Monday 28 June 2010

Foxpocalypse!


A few months back, after a few jars of the old hobo water, I staggered home in the wee small hours of the morning, suffering the textbook descriptions of drunkenness; nausea, impaired vision, delusions of a Frank Sinatra-esque swagger.

Suddenly, from behind a nearby fence, popped that auburn street menace, currently holding the nation in a state of fear- no, not Raoul Moat- it was in fact a shifty looking vulpes vulpes- or, red fox.

These bushy tailed bin raiders usually leg-it at the site of upright homo sapien. This furry lad, however, was something of a rapscallion. He leered forward aggressively, mugging me off with his exposed nashers, shooting me his best Liam Gallagher stare.

Suddenly, SW15 looked set to erupt in a blizzard of ultra-violent man-on-fox lairyness.

I put up my dukes, 1920s style, and awaited the furry bounder's next move.

The street scavenger, clearly bemused by my outmoded- but dignified- combat style, chose to avoid confrontation and scarpered-off.

The altercation was brief, but resonated enough for me to mention it to friends and family the next day.

"What if all foxes suddenly turn nasty and gang-up on us humans enmasse?" I scaremongered, coining the phrase 'Foxpocalypse' to denote a post-human society ruled entirely by these cunning carnivorous canine quadrupeds.

(Yeah, I'm running out of alternative names for 'foxes' now).

The public, by and large, mocked my paranoid ramblings - as they so often do (God I hate the public). However, following my ordeal (and it was an ordeal), fox-attacks have positively sky rocketed, leaving little doubt that the ginger menace is preparing for an elaborate coup d'etat:

Fox mauls kids
Chihuahua savaged by fox in family garden
Homophobic fox
Daylight fox lairyness
Pick on someone your own size
Oh, Ok, it did...
A healthy groundswell of fox panic- BBC fox-doc gets 4million viewers!

I was now sure the world would wise-up to the foxes' very real threat to family values and public safety. Then I came across these stats, courtesy of the Beeb:

'Foxes kill very few pets and rifle through very few dustbins, and it seems the majority of people like them.

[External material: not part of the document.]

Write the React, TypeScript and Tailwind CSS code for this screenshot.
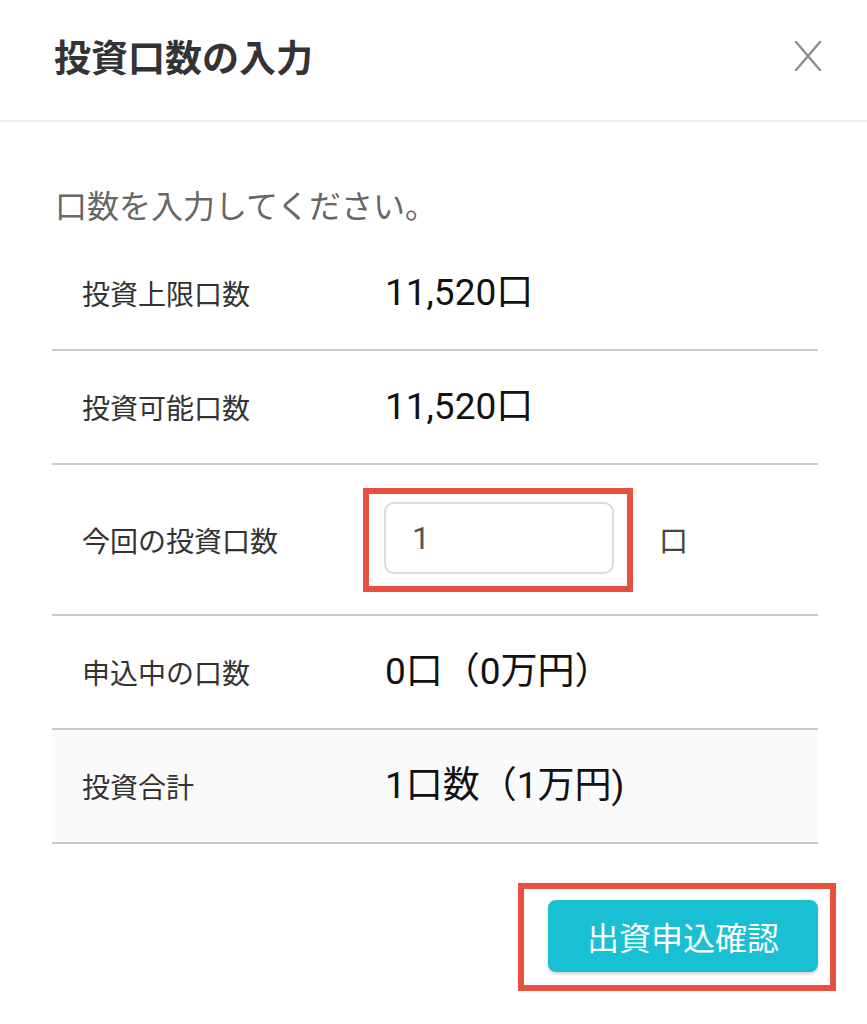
const jp = "font-['Noto_Sans_CJK_JP',sans-serif]";
const num = "font-[Roboto,'Noto_Sans_CJK_JP',sans-serif]";

function Row({ label, children, tall, shaded }: { label: string; children: React.ReactNode; tall?: boolean; shaded?: boolean }) {
  return (
    <div
      className={`flex items-center border-b-2 border-[#cacaca] ${tall ? "h-[151px]" : "h-[114px]"} ${
        shaded ? "bg-[#fafafa]" : "bg-white"
      }`}
    >
      <div className={`w-[333px] shrink-0 pl-[30px] text-[28px] text-[#333] ${jp}`}>{label}</div>
      <div className="flex items-center">{children}</div>
    </div>
  );
}

export default function App() {
  return (
    <div className={`w-[867px] h-[1024px] bg-white ${jp}`}>
      {/* Header */}
      <div className="flex items-center justify-between h-[122px] pb-[8px] pl-[54px] pr-[44px] border-b-2 border-[#ececec]">
        <h1 className="text-[37px] font-bold text-[#333] leading-none">投資口数の入力</h1>
        <button className="w-[30px] h-[32px] flex items-center justify-center">
          <svg width="28" height="30" viewBox="0 0 28 30" fill="none" stroke="#8c8c8c" strokeWidth="2.4" strokeLinecap="square">
            <path d="M2 1 L26 29" />
            <path d="M26 1 L2 29" />
          </svg>
        </button>
      </div>

      {/* Body */}
      <div className="pl-[52px] pr-[49px]">
        <p className="pl-[3px] mt-[59px] text-[32px] leading-[46px] text-[#666]">口数を入力してください。</p>

        <div className="mt-[10px]">
          <Row label="投資上限口数">
            <span className={`text-[37px] text-[#111] ${num}`}>11,520口</span>
          </Row>
          <Row label="投資可能口数">
            <span className={`text-[37px] text-[#111] ${num}`}>11,520口</span>
          </Row>
          <Row label="今回の投資口数" tall>
            <div className="ml-[-22px] border-[6px] border-[#e8503f] pl-[15px] pr-[13px] pt-[8px] pb-[12px]">
              <input
                defaultValue="1"
                className={`w-[230px] h-[72px] border-2 border-[#dcdcdc] rounded-[10px] px-[26px] text-[32px] text-[#555] outline-none ${num}`}
              />
            </div>
            <span className="ml-[26px] text-[29px] text-[#444]">口</span>
          </Row>
          <Row label="申込中の口数">
            <span className={`text-[37px] text-[#111] ${num}`}>0口（0万円）</span>
          </Row>
          <Row label="投資合計" shaded>
            <span className={`text-[37px] text-[#111] ${num}`}>1口数（1万円)</span>
          </Row>
        </div>

        {/* Action */}
        <div className="flex justify-end mt-[39px] mr-[-18px]">
          <div className="border-[6px] border-[#e8503f] pl-[24px] pr-[12px] pt-[11px] pb-[13px]">
            <button className="w-[270px] h-[72px] rounded-[8px] bg-[#19bfd3] text-white text-[32px] font-normal shadow-[0_2px_3px_rgba(0,0,0,0.18)]">
              出資申込確認
            </button>
          </div>
        </div>
      </div>
    </div>
  );
}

In a poll of nearly 4,000 households, 65.7% liked urban foxes, 25.8% had no strong views and only 8.5% disliked the creatures. '

A 65% support rate! - that would have easily gained a swing vote at the last election.

You see. There's no need for all this people-pestering guys! A carefully orchestrated political campaign could see our current party of fox hunters usurped by the very animal they so despise.

Faced with that choice, I know who I'd vote.